In this article, we will explore:
If someone can’t buy what you’re selling, is it worth spending your time on them?
This is the first misconception about qualifying leads. When I work with a new agent, they are often startled with the cold efficiency of how I qualify leads. If you’re new to the business and starved for work (and money), it can seem counterintuitive to try and turn people away from working with you.
Even if it seems like the qualification process is effectively turning people away, it’s important to remember that it’s not. Qualifying leads is tackling problems before they come up. When commission is on the line, new salespeople like to tiptoe around issues because they don’t want to spoil an opportunity. The fact is, if the issue is going to come up anyways, getting it out of the way now is in everyones best interest.
Qualifying leads is ensuring client expectations meet market realities. We’ll cover the best ways to qualify below – but first:
Do most leads have problems? Yes. As a new agent though, not only are these great learning opportunities to hone your pitch skills, they are also chances to convert trash into gold.
So a new homebuyer reaches out to you and they want to buy a mansion on a condo budget, and they won’t have it any other way. Yikes! While some experienced agents wouldn’t waste a moment, new agents should take note. This is an opportunity to grow your own knowledge by educating this potential client. Show them the benefits of your community, and why a condo that may be the same price as a mansion could be perfect for them.
Converting unconventional leads may take more time and work, but the results can be worth it. Especially if you need the commission. Schedule a 30 minute call with every new lead you get as a new agent. Build a relationship with these folks, teach them, even if they aren’t ready yet. They might be in the future – and you should be their first call when the time comes.
If you don’t know already, the first person to respond to a lead often gets the business. If you aren’t responding within 2-4 hours, its possible the lead has already chosen to work with someone else. Even if I can’t give a full response, I like to send a quick note of “Thanks for reaching out – I will be in touch shortly!” This acknowledges the lead, shows them your dedication, and builds their anticipation of your response.
Give every lead the time of day. Even if someone sends you a random text message with little detail, or leaves you a vague voicemail, get back to them ASAP. I can’t count the number of times where I’ve gotten off a phone call thinking “wow that person was awful to speak with”, only to have them buy a property cash the next day. I’ve had unlikely showing requests for my listing that have turned into a double-ended sale, while hot-to-trot buyers who self-identify as ready to buy now fizzle away into dust.

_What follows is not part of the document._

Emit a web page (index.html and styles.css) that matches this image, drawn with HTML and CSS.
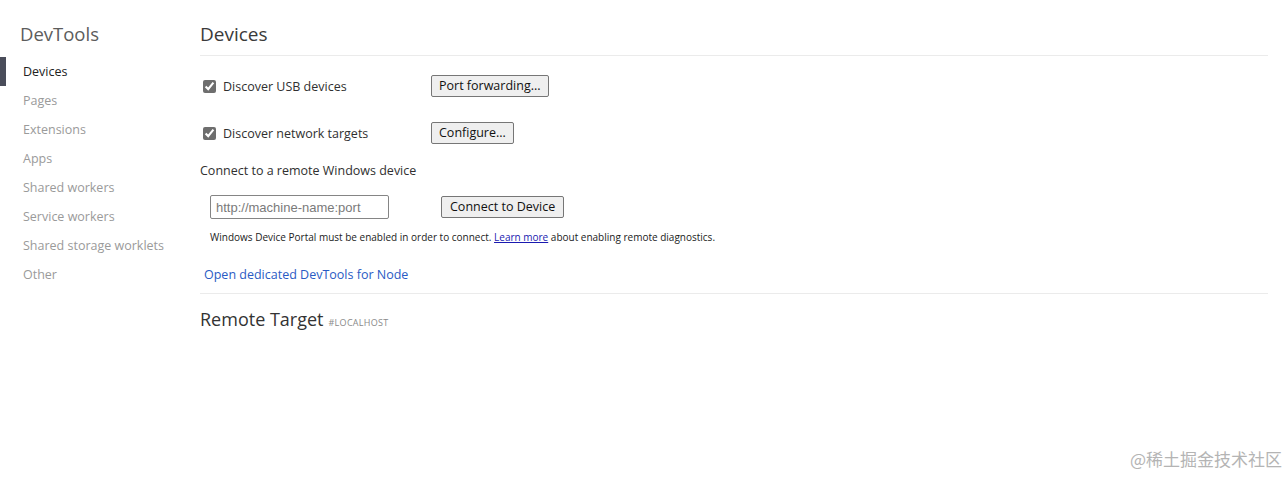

Never write off any lead, regardless of how it came in or who you think the person may be.
OK – lets talk about the best ways to actually qualify leads. This comes back to a key facet of modern sales that I like to call easy to buy, easy to sell. If what you’re hawking is difficult to understand, explain, or actually buy, how do you expect prospects to turn into deals?
You have to reverse engineer typical problems so you can get to the heart of the issue quickly. The number one thing tends to be costs & financing; maybe only certain banks work in your area. Be concise – but not blunt. A bullet form list, no more than three or four questions will suffice. Any more than this, and your questions will go unanswered. You are trying to get key information out of your prospect. I like:
When they answer these questions, you can start to match their expectation to the reality. Maybe it will be a good fit – or maybe it will take some massaging. The key is to get to the potential speed bumps out in the open, early.

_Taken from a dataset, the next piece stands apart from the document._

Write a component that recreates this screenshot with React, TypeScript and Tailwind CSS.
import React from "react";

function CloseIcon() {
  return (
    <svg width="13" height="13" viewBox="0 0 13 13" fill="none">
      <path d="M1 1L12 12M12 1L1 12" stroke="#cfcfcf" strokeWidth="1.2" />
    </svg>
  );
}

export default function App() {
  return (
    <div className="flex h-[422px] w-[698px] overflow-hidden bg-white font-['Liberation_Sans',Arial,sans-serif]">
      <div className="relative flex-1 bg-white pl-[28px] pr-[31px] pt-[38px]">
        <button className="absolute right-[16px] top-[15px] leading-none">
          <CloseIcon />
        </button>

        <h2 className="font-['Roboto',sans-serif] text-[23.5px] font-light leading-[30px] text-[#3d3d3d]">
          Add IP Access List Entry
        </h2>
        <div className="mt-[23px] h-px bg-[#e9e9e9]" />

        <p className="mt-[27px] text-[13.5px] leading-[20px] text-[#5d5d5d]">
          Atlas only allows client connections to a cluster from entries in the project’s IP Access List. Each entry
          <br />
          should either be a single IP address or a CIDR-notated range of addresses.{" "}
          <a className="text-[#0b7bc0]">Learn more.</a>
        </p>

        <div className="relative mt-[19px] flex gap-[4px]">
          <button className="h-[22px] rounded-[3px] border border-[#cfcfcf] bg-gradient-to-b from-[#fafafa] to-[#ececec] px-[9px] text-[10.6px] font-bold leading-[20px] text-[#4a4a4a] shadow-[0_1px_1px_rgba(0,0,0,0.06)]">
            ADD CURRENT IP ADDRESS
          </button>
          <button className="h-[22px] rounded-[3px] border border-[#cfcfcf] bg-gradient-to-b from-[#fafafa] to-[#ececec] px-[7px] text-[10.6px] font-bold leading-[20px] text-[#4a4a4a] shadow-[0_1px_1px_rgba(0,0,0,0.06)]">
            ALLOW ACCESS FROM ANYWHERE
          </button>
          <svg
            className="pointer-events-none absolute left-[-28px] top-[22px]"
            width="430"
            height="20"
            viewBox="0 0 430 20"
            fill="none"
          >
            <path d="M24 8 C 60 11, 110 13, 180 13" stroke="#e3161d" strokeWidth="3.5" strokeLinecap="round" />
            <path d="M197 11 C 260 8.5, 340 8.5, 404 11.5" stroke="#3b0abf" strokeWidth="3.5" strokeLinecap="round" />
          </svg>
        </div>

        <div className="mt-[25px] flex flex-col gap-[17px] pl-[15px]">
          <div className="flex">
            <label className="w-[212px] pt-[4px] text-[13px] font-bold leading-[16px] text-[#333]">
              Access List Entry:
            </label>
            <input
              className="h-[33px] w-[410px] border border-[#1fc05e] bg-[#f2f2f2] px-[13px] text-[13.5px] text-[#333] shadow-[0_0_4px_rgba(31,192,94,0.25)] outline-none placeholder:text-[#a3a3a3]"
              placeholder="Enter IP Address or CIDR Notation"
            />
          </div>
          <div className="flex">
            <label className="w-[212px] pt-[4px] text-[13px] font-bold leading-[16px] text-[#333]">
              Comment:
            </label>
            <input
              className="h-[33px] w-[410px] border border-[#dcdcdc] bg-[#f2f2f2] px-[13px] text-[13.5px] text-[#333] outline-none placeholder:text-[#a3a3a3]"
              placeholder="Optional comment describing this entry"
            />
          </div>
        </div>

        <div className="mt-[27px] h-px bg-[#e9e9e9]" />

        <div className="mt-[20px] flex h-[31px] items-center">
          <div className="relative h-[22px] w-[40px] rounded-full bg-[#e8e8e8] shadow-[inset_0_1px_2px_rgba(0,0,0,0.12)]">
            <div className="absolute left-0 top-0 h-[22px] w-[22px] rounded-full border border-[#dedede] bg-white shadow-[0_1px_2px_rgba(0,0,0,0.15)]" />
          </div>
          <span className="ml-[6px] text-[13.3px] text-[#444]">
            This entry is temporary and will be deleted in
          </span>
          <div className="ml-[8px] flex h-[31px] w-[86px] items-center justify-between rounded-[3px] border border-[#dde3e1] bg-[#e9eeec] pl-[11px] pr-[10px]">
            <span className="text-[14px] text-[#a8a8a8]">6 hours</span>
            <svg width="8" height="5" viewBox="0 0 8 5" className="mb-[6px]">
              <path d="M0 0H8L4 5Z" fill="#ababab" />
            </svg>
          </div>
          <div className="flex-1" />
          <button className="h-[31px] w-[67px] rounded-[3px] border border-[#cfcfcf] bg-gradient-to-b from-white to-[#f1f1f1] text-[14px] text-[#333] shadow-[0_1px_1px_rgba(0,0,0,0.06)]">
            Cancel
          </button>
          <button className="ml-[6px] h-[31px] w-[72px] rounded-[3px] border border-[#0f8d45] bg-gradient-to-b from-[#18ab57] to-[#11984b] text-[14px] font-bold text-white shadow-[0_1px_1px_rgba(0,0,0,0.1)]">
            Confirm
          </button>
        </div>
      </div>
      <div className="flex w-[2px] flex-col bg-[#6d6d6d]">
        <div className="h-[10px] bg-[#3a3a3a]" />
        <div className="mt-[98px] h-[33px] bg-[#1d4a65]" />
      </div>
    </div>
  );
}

The key is to get to the potential speed bumps out in the open, early.
When you reach a point with a lead where their expectation simply will not reach reality, you have come to a “No.” This could come as quickly as in the first moments of a cold call – ouch. If you ask me though, I would rather get to NO within those first minutes than hear a NO after weeks of work. Because in this business, you tend to get paid when the deal is done. Any work you do until that point is free.
Addressing pinch points and qualifying your leads early on is essential. In a key segment of my busines, I work with investment condos that are notoriously hard to finance. I joke that I sound like a broken record, hammering home the financing difficulties and reiterating again and again the need to work with certain banks only. Despite this, I’ve gone weeks with clients showing multiple properties. Negotiating an offer. Going through conditions and inspections. Only to find out at the last moment that financing wasn’t approved – they didn’t listen and were with the wrong bank.
You won’t always be able to qualify-out every problem. But trying your hardest up front can ensure you save time and heartache down the line!
The most important thing to remember is that sales is a people business. If you brush off every lead that comes your way, they will stop coming.
Taking the time with each lead to at least understand their expectations and educate them, ensures that even if they aren’t ready to sell or buy today – when they are, you are who they want to work with. And if your business is just getting up and running, you have zero excuses and should be able to take the time with each lead that comes in. Not only could this help your business, but it will also help you hone your skills so you’re that much better when the serious leads come up.
Being first to the punch, and asking the right questions up-front can help you save time and make more money. Even if you end up at a NO, thats fine. That just means you can move on to the Next One.